> **Entries**:
####

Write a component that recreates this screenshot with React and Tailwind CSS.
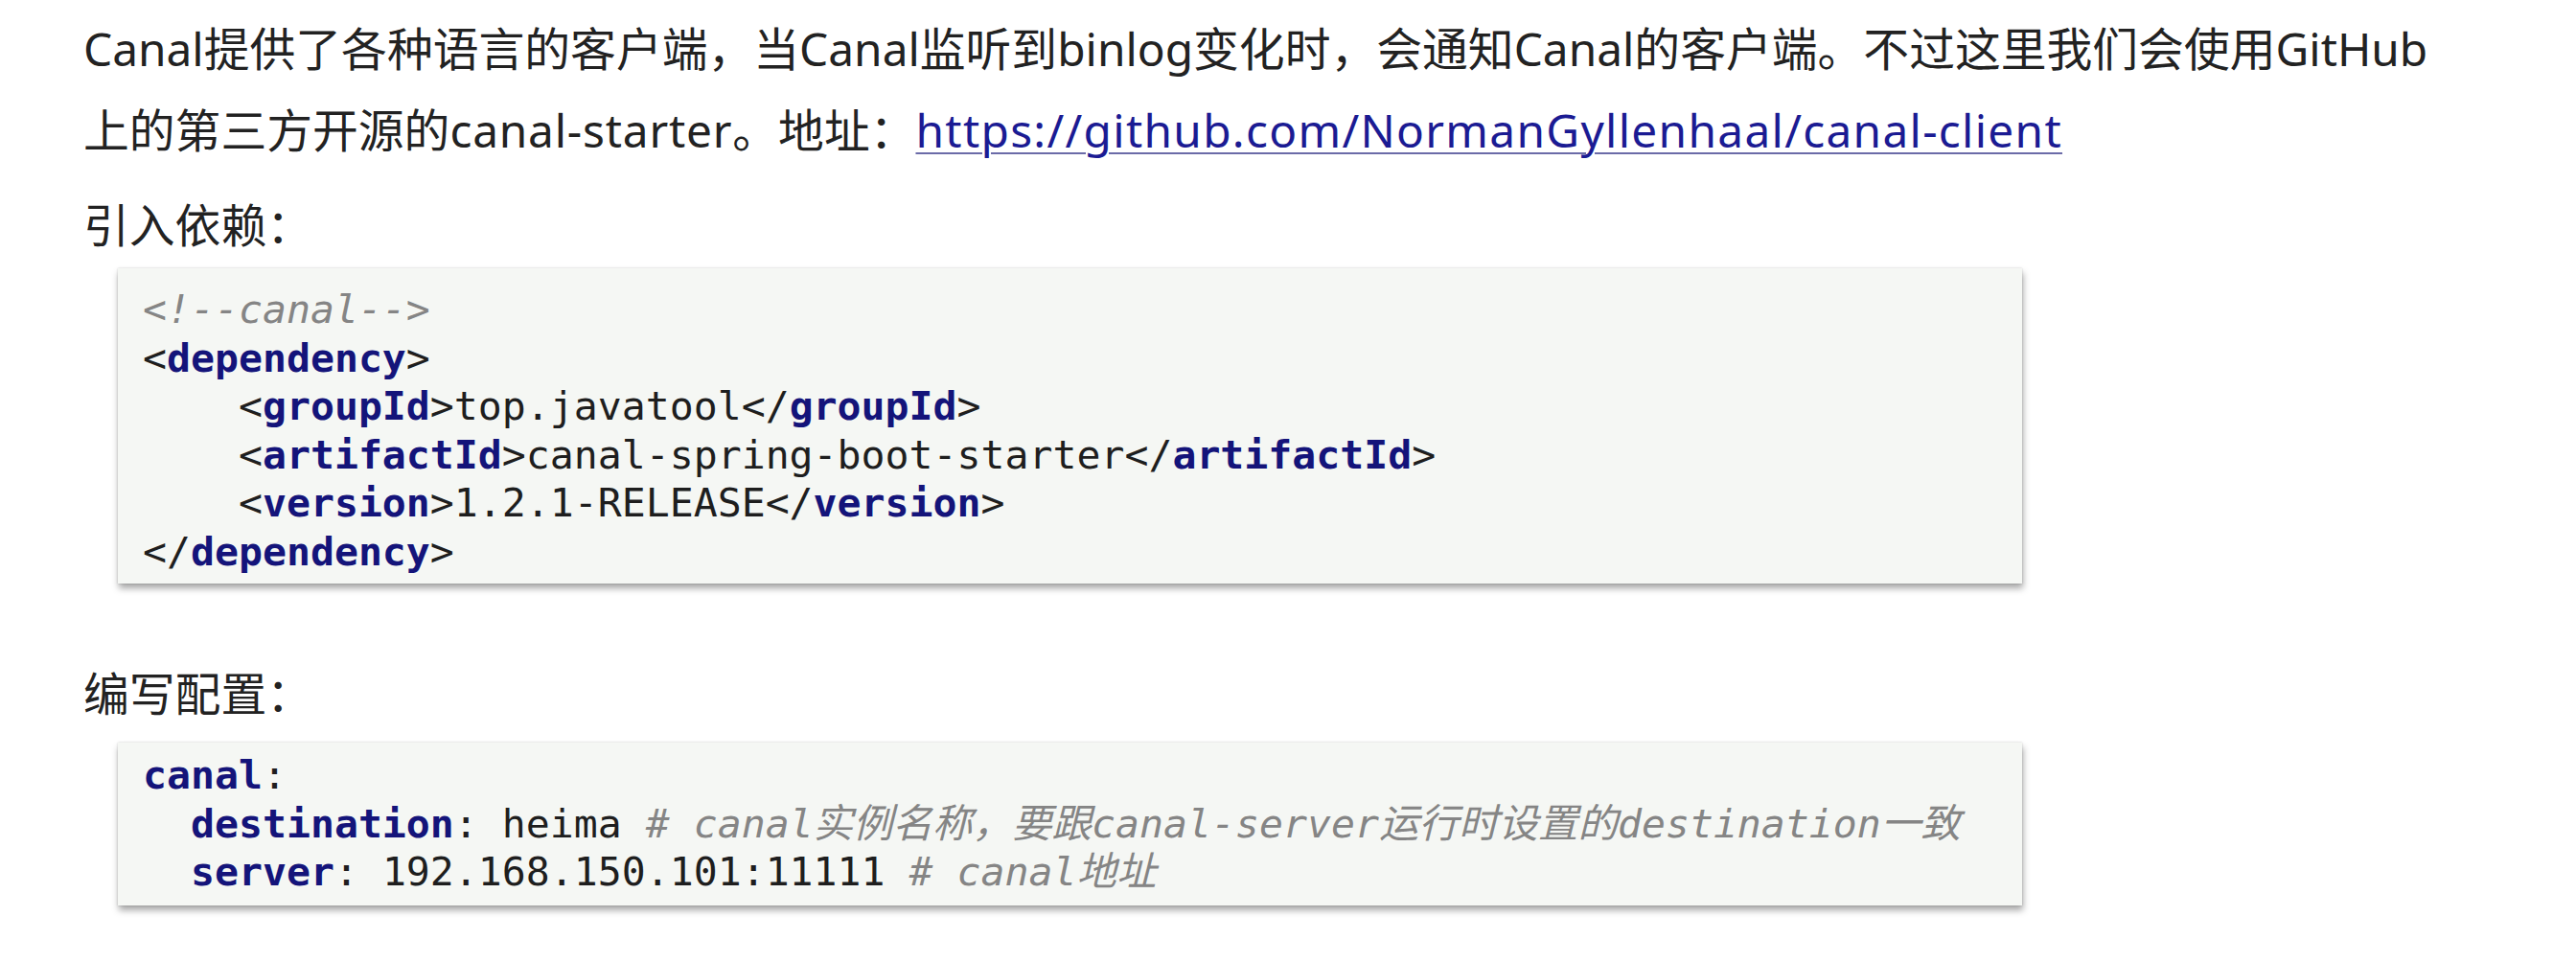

####

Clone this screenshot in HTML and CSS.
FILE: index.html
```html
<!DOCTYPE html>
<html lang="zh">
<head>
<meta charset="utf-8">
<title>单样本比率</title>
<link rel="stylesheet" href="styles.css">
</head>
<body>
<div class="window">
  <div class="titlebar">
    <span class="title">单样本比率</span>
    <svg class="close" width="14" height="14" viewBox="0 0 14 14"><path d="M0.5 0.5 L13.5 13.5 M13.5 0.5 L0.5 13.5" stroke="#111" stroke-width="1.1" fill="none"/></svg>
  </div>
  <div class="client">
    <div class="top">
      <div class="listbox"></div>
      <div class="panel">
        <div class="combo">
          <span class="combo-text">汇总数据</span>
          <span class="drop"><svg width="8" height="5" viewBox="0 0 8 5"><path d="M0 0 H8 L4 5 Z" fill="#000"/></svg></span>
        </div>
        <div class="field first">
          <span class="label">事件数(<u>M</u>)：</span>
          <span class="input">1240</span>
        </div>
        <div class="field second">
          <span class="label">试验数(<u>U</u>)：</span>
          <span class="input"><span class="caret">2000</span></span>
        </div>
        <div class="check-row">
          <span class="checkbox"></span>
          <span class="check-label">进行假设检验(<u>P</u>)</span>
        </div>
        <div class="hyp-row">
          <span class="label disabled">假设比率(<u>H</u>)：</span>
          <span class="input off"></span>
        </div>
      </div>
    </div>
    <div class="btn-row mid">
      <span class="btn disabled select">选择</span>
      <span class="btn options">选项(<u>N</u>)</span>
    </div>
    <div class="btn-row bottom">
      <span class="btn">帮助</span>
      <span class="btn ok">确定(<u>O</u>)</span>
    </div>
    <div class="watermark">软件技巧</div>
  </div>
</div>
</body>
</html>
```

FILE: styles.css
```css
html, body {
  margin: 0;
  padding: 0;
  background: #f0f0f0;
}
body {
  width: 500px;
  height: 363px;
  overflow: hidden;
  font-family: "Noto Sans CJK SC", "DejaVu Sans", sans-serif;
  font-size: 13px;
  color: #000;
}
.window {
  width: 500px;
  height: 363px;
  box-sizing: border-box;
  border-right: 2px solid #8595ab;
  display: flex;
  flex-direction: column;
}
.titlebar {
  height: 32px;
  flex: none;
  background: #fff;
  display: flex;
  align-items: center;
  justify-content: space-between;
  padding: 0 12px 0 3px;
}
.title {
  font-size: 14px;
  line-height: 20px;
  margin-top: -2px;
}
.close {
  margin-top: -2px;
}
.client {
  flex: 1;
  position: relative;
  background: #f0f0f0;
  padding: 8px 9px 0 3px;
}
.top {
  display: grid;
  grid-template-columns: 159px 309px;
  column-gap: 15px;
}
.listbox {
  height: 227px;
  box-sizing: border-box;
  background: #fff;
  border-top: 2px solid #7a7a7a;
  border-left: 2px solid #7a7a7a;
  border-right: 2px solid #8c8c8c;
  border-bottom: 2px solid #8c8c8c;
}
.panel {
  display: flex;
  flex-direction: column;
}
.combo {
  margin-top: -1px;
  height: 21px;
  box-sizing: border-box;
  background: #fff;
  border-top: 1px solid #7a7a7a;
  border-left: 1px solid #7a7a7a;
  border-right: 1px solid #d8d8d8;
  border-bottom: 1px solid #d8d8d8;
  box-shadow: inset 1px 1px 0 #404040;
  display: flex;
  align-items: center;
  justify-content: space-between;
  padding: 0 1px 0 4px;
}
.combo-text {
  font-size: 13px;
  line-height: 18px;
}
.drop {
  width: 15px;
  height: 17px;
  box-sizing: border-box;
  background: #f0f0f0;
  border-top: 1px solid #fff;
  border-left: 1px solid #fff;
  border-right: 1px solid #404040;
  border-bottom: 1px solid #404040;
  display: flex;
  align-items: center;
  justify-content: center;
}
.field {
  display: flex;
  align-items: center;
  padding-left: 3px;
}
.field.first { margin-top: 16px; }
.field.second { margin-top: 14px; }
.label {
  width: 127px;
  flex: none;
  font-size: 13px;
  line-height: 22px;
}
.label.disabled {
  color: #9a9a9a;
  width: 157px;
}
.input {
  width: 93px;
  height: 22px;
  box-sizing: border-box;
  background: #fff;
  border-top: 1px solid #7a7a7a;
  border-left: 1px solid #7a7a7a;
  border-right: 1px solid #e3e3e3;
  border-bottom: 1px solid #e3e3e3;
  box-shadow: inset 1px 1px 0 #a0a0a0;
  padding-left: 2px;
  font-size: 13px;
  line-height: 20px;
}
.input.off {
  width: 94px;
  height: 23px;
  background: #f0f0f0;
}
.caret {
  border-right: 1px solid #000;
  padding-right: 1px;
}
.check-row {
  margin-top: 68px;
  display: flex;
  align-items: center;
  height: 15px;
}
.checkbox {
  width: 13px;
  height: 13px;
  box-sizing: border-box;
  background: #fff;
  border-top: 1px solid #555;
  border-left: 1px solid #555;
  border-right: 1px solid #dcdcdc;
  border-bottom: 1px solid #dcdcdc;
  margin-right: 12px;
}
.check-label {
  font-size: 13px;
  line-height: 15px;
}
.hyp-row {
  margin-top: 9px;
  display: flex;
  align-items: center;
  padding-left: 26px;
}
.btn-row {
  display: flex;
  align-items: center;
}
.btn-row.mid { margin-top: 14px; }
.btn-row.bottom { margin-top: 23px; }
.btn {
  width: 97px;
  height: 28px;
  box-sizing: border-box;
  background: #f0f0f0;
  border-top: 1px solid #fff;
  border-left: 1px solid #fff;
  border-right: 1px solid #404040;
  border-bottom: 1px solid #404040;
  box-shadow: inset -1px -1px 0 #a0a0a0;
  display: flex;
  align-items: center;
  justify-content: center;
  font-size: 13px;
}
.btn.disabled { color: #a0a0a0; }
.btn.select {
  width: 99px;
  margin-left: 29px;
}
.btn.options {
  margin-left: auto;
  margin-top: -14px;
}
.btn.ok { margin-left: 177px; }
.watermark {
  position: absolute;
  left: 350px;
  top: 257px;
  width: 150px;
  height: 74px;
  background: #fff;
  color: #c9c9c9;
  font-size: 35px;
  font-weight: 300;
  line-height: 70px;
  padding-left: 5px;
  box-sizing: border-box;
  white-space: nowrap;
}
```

####

> **Your goal**: Look through the records above and report how many lines hold the word "screenshot", giving only the number.

> **Expected output**: 2